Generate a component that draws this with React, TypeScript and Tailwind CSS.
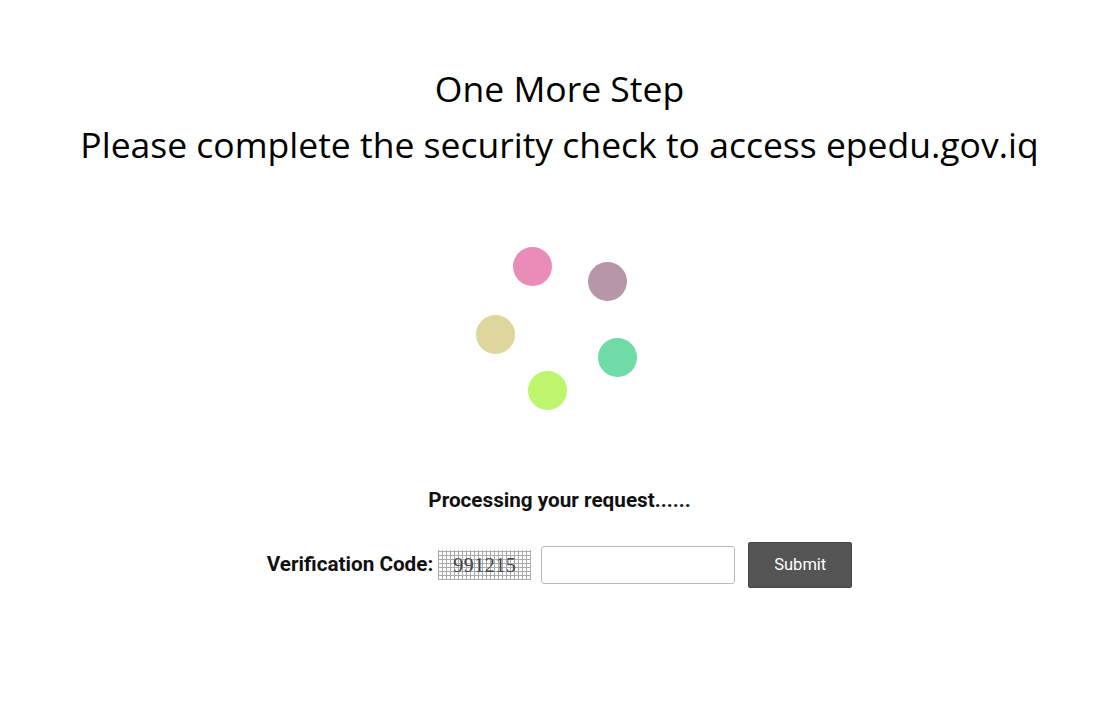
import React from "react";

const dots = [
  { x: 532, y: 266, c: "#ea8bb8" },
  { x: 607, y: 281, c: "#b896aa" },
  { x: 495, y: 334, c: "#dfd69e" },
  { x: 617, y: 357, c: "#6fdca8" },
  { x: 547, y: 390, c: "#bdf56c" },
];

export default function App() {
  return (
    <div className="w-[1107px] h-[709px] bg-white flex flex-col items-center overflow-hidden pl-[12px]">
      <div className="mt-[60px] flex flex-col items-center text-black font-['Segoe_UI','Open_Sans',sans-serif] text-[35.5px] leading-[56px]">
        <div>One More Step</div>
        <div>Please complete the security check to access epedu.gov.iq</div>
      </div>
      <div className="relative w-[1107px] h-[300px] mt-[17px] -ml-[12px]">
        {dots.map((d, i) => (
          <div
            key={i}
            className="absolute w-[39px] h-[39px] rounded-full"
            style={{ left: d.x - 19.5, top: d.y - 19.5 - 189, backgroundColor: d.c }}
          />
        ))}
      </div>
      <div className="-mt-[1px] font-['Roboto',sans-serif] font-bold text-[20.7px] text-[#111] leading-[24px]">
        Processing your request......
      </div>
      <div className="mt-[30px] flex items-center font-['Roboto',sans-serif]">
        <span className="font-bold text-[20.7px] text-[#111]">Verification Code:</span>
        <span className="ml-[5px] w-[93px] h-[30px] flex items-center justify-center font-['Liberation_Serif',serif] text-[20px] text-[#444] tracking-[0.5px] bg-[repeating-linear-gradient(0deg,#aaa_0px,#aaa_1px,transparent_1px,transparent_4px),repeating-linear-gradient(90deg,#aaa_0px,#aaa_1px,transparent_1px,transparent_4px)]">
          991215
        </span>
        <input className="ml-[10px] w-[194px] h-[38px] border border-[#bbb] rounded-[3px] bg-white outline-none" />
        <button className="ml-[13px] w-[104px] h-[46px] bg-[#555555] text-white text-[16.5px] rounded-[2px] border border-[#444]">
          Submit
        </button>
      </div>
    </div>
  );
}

[Exercise directions]
Quote the data exactly, leaving every image out of the copy.

[Exercise solution]
Generate a component that draws this with React, TypeScript and Tailwind CSS.
import React from "react";

const dots = [
  { x: 532, y: 266, c: "#ea8bb8" },
  { x: 607, y: 281, c: "#b896aa" },
  { x: 495, y: 334, c: "#dfd69e" },
  { x: 617, y: 357, c: "#6fdca8" },
  { x: 547, y: 390, c: "#bdf56c" },
];

export default function App() {
  return (
    <div className="w-[1107px] h-[709px] bg-white flex flex-col items-center overflow-hidden pl-[12px]">
      <div className="mt-[60px] flex flex-col items-center text-black font-['Segoe_UI','Open_Sans',sans-serif] text-[35.5px] leading-[56px]">
        <div>One More Step</div>
        <div>Please complete the security check to access epedu.gov.iq</div>
      </div>
      <div className="relative w-[1107px] h-[300px] mt-[17px] -ml-[12px]">
        {dots.map((d, i) => (
          <div
            key={i}
            className="absolute w-[39px] h-[39px] rounded-full"
            style={{ left: d.x - 19.5, top: d.y - 19.5 - 189, backgroundColor: d.c }}
          />
        ))}
      </div>
      <div className="-mt-[1px] font-['Roboto',sans-serif] font-bold text-[20.7px] text-[#111] leading-[24px]">
        Processing your request......
      </div>
      <div className="mt-[30px] flex items-center font-['Roboto',sans-serif]">
        <span className="font-bold text-[20.7px] text-[#111]">Verification Code:</span>
        <span className="ml-[5px] w-[93px] h-[30px] flex items-center justify-center font-['Liberation_Serif',serif] text-[20px] text-[#444] tracking-[0.5px] bg-[repeating-linear-gradient(0deg,#aaa_0px,#aaa_1px,transparent_1px,transparent_4px),repeating-linear-gradient(90deg,#aaa_0px,#aaa_1px,transparent_1px,transparent_4px)]">
          991215
        </span>
        <input className="ml-[10px] w-[194px] h-[38px] border border-[#bbb] rounded-[3px] bg-white outline-none" />
        <button className="ml-[13px] w-[104px] h-[46px] bg-[#555555] text-white text-[16.5px] rounded-[2px] border border-[#444]">
          Submit
        </button>
      </div>
    </div>
  );
}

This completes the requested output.